While most travellers do Zanzibar (Unguja), very few make the journey a little farther north to the laid-back island of Pemba, also part of the Zanzibar archipelago. It's not that there are no historic sites to visit, or a lack of good beaches, because there are plenty of these. No, the island is just a bit tricky because there's little public transport off the islands' main road. Jeepneys (jitney bus converted into a jeep) are on the increase however. Pemba's earliest ruins are those of Ras Mkumbu, on the peninsula west of Chake Chake, where the Shirazis settled about 1200 AD. To the east are the remains of a palace destroyed by the Portuguese in 1520. The island's other main attraction are the surrounding coral reefs, rated by many divers as the best in the world.
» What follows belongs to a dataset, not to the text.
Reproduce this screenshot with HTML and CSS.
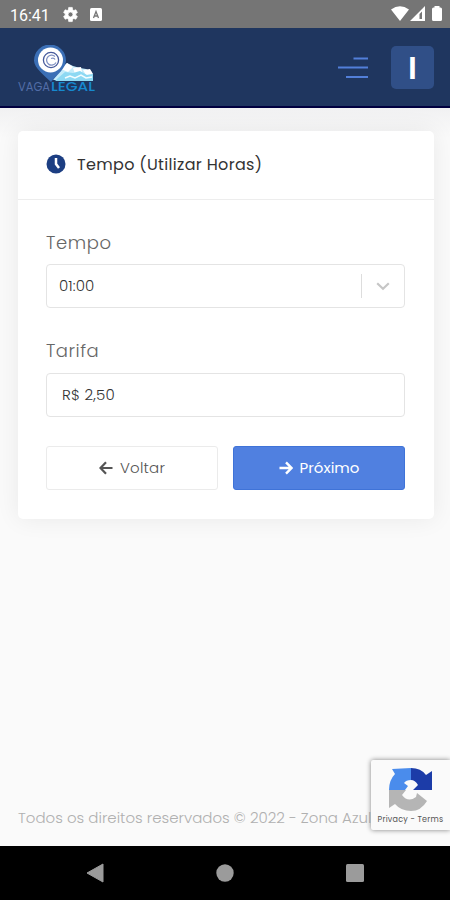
FILE: index.html
```html
<!DOCTYPE html>
<html lang="pt-BR">
<head>
    <meta charset="UTF-8">
    <meta name="viewport" content="width=device-width, initial-scale=1.0">
    <title>Vaga Legal - Tempo</title>
    <link rel="stylesheet" href="styles.css">
</head>
<body>
    <div class="status-bar">
        <span class="clock">16:41</span>
        <svg class="status-gear" width="17" height="17" viewBox="0 0 24 24"><path fill="#fff" stroke="#fff" fill-rule="evenodd" d="M19.4 13c.1-.7.1-1.300 0-2l2.300-1.800-2.200-3.900-2.800 1.100-1.700-1L14.500 2h-5L9 5.400l-1.700 1-2.800-1.100-2.200 3.900L4.600 11v2l-2.300 1.800 2.200 3.900 2.800-1.100 1.700 1 .5 3.400h5l.5-3.400 1.700-1 2.800 1.100 2.200-3.900zM12 15.500a3.500 3.500 0 1 1 0-7 3.500 3.500 0 0 1 0 7z"/></svg>
        <svg class="status-app" width="12" height="13" viewBox="0 0 12 13"><rect width="12" height="13" rx="1.500" fill="#fff"/><path d="M3.500 10 6 3.500 8.500 10M4.500 8h3" fill="none" stroke="#777" stroke-width="1.300"/></svg>
        <svg class="status-signal" width="52" height="18" viewBox="0 0 52 18"><path fill="#fff" d="M0 4.500Q9-2 18 4.500L9 16zM19 16 34 1v15z"/><path d="M28.500 14V9L31 6.500V14z" fill="#757575"/><path fill="#fff" d="M43.500 1h5v1.500h1q1.500 0 1.500 1.500v10.500q0 1.500-1.500 1.500h-7q-1.500 0-1.500-1.500V4q0-1.500 1.500-1.500h1z"/></svg>
    </div>

    <header class="topbar">
        <svg class="logo" width="80" height="52" viewBox="0 0 80 52">
            <path d="M36 35 44 24l6-6 6 3 7 2 6 1 6 3 1 9z" fill="#c5ecfa"/>
            <path d="m44 24 6-6 6 4-5 5zM56 23l8-1 1 5-7 2zM66 25l7-1 3 5-7 1z" fill="#fff"/>
            <path d="m41 33 7-6 8 1 7-2 7 4 6-1v7H38z" fill="#8ed9f3"/>
            <path d="m48 33 5-2 5 2 6-3 5 3 6-1" fill="none" stroke="#f4fdff" stroke-width="1.500"/>
            <path d="M34 37C28 31 17 23 17 15.500a16 16 0 0 1 32 0C49 23 40 30 34 37z" fill="#3b6fb6"/>
            <circle cx="33.500" cy="15" r="12.500" fill="#fff"/>
            <circle cx="34" cy="15" r="7.600" fill="none" stroke="#465a9c" stroke-width="1.300"/>
            <path d="M38 11.500a5 5 0 1 0 1 6M34 13.500q3-1 4 1" fill="none" stroke="#8293c4" stroke-width="1.300"/>
            <text class="logo-vaga" x="1" y="46" textLength="32" lengthAdjust="spacingAndGlyphs">VAGA</text>
            <text class="logo-legal" x="34" y="46" textLength="44" lengthAdjust="spacingAndGlyphs">LEGAL</text>
        </svg>
        <svg class="menu-icon" width="30" height="22" viewBox="0 0 30 22"><path d="M15.500 1.500H30M0 10.500h30M8 20h22" fill="none" stroke="#527fd9" stroke-width="2"/></svg>
        <div class="avatar">I</div>
    </header>

    <main class="page">
        <section class="card">
            <div class="card-header">
                <svg width="20" height="20" viewBox="0 0 20 20"><circle cx="10" cy="10" r="9.500" fill="#1c3e82"/><path d="M10 4v6l3 4" fill="none" stroke="#fff" stroke-width="2.500"/></svg>
                <h1 class="card-title">Tempo (Utilizar Horas)</h1>
            </div>
            <form class="card-body">
                <div class="form-group">
                    <label class="label-tempo">Tempo</label>
                    <div class="field select">
                        <span class="select-value">01:00</span>
                        <span class="separator"></span>
                        <svg class="chevron" width="14" height="9" viewBox="0 0 14 9"><path d="m1.200 1.300 5.800 5.400 5.800-5.400" fill="none" stroke="#c6c6c6" stroke-width="2.200"/></svg>
                    </div>
                </div>
                <div class="form-group">
                    <label class="label-tarifa">Tarifa</label>
                    <div class="field price"><span class="price-value">R$ 2,50</span></div>
                </div>
                <div class="buttons">
                    <button type="button" class="btn btn-back">
                        <svg width="14" height="14" viewBox="0 0 14 14"><path d="M13.500 7H2M7 1.300 1.500 7 7 12.700" fill="none" stroke="currentColor" stroke-width="2.200"/></svg>
                        <span>Voltar</span>
                    </button>
                    <button type="button" class="btn btn-next">
                        <svg width="14" height="14" viewBox="0 0 14 14"><path d="M.5 7H12M7 1.300 12.500 7 7 12.700" fill="none" stroke="currentColor" stroke-width="2.400"/></svg>
                        <span>Próximo</span>
                    </button>
                </div>
            </form>
        </section>
        <footer class="footer">Todos os direitos reservados © 2022 - Zona Azul</footer>
    </main>

    <div class="recaptcha">
        <svg width="43" height="43" viewBox="0 0 43 43">
            <path d="M22 0v12q-5 0-7 3l4 3-3 4H0Q0 12 6 6L3 1z" fill="#4a8cec"/>
            <path d="M22 0q10 0 15 7l6-4v19H24l5-5q-3-5-7-5z" fill="#1c3ca8"/>
            <path d="M0 22h17l-4 5q6 8 14 2l1-4 10 8Q32 43 22 43 12 43 6 36l-6 4z" fill="#b5b5b5"/>
        </svg>
        <span class="recaptcha-text">Privacy - Terms</span>
    </div>

    <nav class="nav-bar">
        <svg width="18" height="20" viewBox="0 0 18 20"><path d="M17 1v18L1 10z" fill="#9b9b9b" stroke="#9b9b9b" stroke-linejoin="round"/></svg>
        <svg width="18" height="18" viewBox="0 0 18 18"><circle cx="9" cy="9" r="8.700" fill="#9b9b9b"/></svg>
        <svg width="18" height="18" viewBox="0 0 18 18"><rect width="18" height="18" rx="1.500" fill="#9b9b9b"/></svg>
    </nav>
</body>
</html>
```
FILE: styles.css
```css
* { box-sizing: border-box; }
body { margin: 0; height: 900px; display: flex; flex-direction: column; overflow: hidden; background: #fafafa; font-family: Poppins, Inter, sans-serif; font-weight: 300; }
svg { display: block; flex-shrink: 0; }

.status-bar { height: 28px; flex-shrink: 0; display: flex; align-items: center; background: #757575; padding: 0 7px 0 10px; }
.clock { width: 52px; color: #fff; font: 400 16px Roboto, sans-serif; padding-top: 2px; }
.status-app { margin-left: 11px; }
.status-signal { margin-left: auto; }

.topbar { height: 80px; flex-shrink: 0; display: flex; align-items: center; padding: 0 16px 0 18px; background: #1f365f; border-bottom: 2px solid #00003f; }
.logo { margin: 8px 0 0 -1px; }
.logo-vaga, .logo-legal { font-family: Poppins, Inter, sans-serif; font-size: 11.5px; }
.logo-vaga { fill: #526da7; font-weight: 400; }
.logo-legal { fill: #1689cf; font-weight: 500; }
.menu-icon { margin: 2px 23px 0 auto; }
.avatar { width: 43px; height: 43px; display: flex; align-items: center; justify-content: center; margin-top: 1px; border-radius: 5px; background: #304f87; color: #fff; font: 700 30px Inter, sans-serif; }

.page { flex: 1; display: flex; flex-direction: column; padding: 23px 16px 0 18px; background: linear-gradient(#f1f1f2, #fafafa 30px); }
.card { height: 388px; background: #fff; border-radius: 5px; box-shadow: 0 0 24px rgba(0, 0, 0, 0.07); }
.card-header { height: 69px; display: flex; align-items: center; gap: 11px; padding: 0 28px 2px; border-bottom: 1px solid #ededed; }
.card-title { margin: 0; color: #333; font-size: 16px; font-weight: 400; letter-spacing: 0.33px; }
.card-body { padding: 30px 29px 0 28px; }
.form-group { margin-bottom: 30px; }
label { display: block; height: 34px; line-height: 26px; color: #666; font-size: 18px; }
.label-tempo { letter-spacing: 0.6px; }
.label-tarifa { letter-spacing: 0.5px; }
.form-group + .form-group label { height: 35px; }
.form-group + .form-group { margin-bottom: 29px; }
.field { height: 44px; display: flex; align-items: center; border: 1px solid #e4e4e4; border-radius: 4px; color: #333; font-size: 15px; }
.select { padding: 0 14px 0 12px; }
.select-value { letter-spacing: 0.1px; margin-bottom: 1px; }
.separator { width: 1px; height: 24px; margin-left: auto; margin-right: 14px; background: #ddd; }
.price { padding-left: 15px; }
.price-value { letter-spacing: 0.2px; margin-bottom: 1px; }

.buttons { display: flex; gap: 15px; }
.btn { flex: 1; height: 44px; display: flex; align-items: center; justify-content: center; gap: 7px; padding: 0; border: 1px solid #ebebeb; border-radius: 3px; background: #fff; color: #555; font-family: inherit; font-size: 15px; font-weight: 300; letter-spacing: 0.2px; }
.btn span { margin-bottom: 1px; }
.btn-next { background: #5080e0; border-color: #3f73d8; color: #fff; font-weight: 400; letter-spacing: 0; }

.footer { margin-top: auto; height: 40px; line-height: 24px; color: #b0b0b0; font-size: 15px; white-space: nowrap; }

/* badge floats over the footer */
.recaptcha { position: absolute; right: 0; top: 760px; width: 79px; height: 70px; padding-top: 8px; display: flex; flex-direction: column; align-items: center; gap: 3px; background: #fafafa; border-radius: 2px 0 0 2px; box-shadow: 0 0 5px #808080; }
.recaptcha-text { color: #555; font-size: 8px; line-height: 12px; font-weight: 400; white-space: nowrap; letter-spacing: 0.25px; }

.nav-bar { height: 54px; flex-shrink: 0; display: flex; align-items: center; justify-content: space-between; padding: 0 86px; background: #000; }
```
There are flights from Zanzibar to Pemba every Wednesday, and the most reliable boat connections are between Zanzibar and Mkoani on the island's south-west end.

 
Selous Game Reserve

This huge, little-visited slab of wilderness is said to be the world's largest game reserve (at 54,600 sq km/21,294 sq mi). Largely untouched by people, estimates suggest it contains the world's largest concentration of elephant, buffalo, crocodile, hippo and hunting dog, as well as plenty of lion, rhino and antelope and thousands of dazzling bird species. One of the reserve's main features is the huge Rufiji River. In the northern end of the reserve is the lodge area of Stiegler's Gorge, which is spanned by a cable car. The most convenient way to get to Selous is to fly direct from Dar es Salaam. By land, there are no buses and hitching is virtually impossible - but the TAZARA line train goes as far as Fuga, on the edge of the reserve.